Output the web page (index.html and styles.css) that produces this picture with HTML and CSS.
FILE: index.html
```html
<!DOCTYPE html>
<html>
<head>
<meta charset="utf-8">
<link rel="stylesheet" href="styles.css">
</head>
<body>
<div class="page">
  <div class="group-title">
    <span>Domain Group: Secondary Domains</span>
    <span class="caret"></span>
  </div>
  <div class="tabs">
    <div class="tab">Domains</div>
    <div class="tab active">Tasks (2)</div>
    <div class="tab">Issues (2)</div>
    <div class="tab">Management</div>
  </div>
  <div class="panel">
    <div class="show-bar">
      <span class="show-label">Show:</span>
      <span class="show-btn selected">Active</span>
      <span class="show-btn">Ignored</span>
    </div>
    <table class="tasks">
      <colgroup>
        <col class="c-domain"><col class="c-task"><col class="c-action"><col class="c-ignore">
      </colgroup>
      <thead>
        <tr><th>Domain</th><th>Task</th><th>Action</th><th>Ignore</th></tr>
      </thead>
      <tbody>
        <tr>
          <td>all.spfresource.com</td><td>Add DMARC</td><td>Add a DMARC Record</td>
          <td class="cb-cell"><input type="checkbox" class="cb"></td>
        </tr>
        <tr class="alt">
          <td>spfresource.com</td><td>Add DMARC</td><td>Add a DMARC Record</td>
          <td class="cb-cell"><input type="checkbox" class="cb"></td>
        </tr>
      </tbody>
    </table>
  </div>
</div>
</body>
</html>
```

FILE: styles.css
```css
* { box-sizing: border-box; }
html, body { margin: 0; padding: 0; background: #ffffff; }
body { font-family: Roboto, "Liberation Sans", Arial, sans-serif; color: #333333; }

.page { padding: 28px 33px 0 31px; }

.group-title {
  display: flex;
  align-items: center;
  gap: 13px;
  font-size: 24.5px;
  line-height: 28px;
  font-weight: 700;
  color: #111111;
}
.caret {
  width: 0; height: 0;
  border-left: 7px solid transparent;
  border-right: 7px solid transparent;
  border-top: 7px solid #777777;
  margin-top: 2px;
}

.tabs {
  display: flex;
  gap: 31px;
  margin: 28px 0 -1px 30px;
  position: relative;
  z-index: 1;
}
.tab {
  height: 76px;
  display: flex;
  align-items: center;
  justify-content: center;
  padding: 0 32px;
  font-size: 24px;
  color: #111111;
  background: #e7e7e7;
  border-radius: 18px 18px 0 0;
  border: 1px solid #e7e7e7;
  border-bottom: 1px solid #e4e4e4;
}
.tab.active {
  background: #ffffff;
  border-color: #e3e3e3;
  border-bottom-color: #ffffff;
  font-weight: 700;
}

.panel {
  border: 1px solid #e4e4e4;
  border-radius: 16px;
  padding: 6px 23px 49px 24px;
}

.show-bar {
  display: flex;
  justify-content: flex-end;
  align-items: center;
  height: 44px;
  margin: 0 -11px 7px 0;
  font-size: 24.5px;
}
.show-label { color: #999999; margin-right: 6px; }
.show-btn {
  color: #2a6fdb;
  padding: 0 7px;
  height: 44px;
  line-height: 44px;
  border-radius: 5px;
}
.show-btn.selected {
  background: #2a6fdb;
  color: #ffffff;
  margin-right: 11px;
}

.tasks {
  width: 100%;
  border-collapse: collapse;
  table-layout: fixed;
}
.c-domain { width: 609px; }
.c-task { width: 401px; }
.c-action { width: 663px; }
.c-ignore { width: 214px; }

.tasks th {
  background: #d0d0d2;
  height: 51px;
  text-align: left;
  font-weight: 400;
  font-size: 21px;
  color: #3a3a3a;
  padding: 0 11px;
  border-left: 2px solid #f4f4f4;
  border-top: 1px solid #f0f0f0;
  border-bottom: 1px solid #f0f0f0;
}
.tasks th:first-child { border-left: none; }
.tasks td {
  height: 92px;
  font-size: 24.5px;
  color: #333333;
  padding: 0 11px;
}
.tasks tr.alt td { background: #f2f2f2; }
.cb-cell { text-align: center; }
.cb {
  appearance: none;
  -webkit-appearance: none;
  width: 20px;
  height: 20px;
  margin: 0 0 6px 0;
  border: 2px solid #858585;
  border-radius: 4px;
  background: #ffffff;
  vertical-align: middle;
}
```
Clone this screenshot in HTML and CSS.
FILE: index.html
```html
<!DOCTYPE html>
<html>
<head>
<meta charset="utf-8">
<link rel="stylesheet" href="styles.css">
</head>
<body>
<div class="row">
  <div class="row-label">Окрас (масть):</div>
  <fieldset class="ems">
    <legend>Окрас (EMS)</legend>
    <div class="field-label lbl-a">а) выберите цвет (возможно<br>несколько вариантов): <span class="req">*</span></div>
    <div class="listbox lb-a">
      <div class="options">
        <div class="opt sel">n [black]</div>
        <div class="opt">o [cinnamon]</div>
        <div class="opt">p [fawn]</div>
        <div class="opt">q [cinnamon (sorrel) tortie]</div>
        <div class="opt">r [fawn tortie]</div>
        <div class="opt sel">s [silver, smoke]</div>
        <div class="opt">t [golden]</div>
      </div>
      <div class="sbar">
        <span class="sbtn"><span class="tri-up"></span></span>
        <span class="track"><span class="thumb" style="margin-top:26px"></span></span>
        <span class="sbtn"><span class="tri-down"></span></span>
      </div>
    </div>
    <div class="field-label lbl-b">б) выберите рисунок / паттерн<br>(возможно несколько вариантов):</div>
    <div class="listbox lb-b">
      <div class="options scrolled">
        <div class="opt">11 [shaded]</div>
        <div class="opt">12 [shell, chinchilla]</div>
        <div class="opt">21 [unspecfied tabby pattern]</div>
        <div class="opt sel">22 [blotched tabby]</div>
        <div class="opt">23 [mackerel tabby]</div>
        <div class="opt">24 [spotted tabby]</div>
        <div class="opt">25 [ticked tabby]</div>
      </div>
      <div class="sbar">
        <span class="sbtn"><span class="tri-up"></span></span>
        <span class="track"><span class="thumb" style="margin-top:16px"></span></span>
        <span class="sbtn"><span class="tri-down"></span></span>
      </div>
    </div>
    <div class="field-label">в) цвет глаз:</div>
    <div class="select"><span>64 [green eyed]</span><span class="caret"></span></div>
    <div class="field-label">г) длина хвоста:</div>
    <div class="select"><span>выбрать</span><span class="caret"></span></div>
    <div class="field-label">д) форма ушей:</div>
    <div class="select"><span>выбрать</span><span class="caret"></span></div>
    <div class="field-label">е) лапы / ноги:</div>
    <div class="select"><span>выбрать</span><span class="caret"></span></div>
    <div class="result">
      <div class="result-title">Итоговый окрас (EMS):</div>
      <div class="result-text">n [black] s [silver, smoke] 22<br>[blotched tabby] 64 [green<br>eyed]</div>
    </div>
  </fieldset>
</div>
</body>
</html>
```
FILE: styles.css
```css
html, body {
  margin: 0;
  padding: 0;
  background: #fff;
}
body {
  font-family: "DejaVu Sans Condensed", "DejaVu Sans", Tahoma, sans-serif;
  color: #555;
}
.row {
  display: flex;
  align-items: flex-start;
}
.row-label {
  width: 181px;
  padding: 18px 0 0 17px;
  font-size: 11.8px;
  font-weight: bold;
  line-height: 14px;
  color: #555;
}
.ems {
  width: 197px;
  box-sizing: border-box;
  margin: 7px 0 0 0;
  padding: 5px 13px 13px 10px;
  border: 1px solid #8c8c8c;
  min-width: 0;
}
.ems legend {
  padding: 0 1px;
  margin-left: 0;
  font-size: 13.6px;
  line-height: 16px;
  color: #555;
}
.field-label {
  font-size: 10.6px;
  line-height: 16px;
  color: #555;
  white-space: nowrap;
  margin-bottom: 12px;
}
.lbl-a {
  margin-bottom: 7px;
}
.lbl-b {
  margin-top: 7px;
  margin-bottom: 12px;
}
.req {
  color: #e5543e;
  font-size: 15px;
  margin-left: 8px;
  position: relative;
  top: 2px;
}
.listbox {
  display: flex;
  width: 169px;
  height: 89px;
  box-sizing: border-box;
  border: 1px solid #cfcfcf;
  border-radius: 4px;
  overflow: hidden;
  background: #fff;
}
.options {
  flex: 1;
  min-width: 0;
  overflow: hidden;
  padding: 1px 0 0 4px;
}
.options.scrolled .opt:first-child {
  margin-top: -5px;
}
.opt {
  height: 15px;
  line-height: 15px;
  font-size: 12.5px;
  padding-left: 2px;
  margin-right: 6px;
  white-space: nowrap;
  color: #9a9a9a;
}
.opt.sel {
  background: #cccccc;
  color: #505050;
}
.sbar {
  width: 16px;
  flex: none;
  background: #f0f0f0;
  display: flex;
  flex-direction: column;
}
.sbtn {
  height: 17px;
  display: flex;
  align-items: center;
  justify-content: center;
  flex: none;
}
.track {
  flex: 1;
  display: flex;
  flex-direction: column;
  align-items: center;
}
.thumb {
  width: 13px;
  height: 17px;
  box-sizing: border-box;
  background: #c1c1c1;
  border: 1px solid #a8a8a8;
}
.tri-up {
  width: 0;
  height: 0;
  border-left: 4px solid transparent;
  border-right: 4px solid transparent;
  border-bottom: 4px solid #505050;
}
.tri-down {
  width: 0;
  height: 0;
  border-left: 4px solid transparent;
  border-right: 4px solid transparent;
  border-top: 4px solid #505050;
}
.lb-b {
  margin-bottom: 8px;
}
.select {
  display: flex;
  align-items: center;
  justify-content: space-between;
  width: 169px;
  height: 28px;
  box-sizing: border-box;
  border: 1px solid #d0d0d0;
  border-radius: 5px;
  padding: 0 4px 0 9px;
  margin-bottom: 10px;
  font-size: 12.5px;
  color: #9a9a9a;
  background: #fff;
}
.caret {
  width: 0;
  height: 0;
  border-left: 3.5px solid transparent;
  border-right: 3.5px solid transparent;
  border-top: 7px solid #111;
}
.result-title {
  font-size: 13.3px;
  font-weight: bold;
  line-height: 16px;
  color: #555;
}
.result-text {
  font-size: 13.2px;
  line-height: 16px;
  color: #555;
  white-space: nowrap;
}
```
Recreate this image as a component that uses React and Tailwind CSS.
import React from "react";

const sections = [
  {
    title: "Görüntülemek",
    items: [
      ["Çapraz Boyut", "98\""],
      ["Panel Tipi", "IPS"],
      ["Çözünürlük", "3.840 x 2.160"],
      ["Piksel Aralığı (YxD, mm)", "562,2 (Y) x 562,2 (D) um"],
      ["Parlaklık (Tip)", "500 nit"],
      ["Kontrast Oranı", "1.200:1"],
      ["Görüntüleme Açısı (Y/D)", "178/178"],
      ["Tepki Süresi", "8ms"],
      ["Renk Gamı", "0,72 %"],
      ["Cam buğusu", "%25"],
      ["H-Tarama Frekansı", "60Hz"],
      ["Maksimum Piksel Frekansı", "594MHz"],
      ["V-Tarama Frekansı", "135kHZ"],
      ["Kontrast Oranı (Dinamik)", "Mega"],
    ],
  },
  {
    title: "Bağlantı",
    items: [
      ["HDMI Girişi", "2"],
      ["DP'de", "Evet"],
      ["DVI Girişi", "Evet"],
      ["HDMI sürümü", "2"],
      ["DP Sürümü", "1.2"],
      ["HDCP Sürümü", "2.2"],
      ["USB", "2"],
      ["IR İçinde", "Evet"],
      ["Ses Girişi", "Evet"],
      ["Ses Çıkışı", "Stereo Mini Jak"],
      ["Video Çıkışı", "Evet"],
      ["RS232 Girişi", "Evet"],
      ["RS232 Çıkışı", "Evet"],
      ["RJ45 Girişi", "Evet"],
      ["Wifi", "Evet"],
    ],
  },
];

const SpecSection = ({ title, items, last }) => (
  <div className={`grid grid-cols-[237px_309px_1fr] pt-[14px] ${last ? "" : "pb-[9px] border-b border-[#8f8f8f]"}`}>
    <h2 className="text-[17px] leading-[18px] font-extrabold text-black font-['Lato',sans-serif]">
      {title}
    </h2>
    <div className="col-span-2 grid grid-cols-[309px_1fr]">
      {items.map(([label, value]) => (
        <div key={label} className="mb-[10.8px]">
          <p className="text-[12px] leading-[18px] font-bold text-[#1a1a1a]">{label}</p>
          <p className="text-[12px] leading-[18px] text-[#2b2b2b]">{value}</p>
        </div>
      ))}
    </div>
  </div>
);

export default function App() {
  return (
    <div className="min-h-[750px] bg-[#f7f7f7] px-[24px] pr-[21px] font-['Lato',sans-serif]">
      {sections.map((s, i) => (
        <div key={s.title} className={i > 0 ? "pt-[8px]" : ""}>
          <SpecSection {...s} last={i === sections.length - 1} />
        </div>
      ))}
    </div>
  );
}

**Problem**
Give again the lines from the one with "Recreate this image" to the one with "import React from", both lines included, exactly and with no other line.

**Result**
Recreate this image as a component that uses React and Tailwind CSS.
import React from "react";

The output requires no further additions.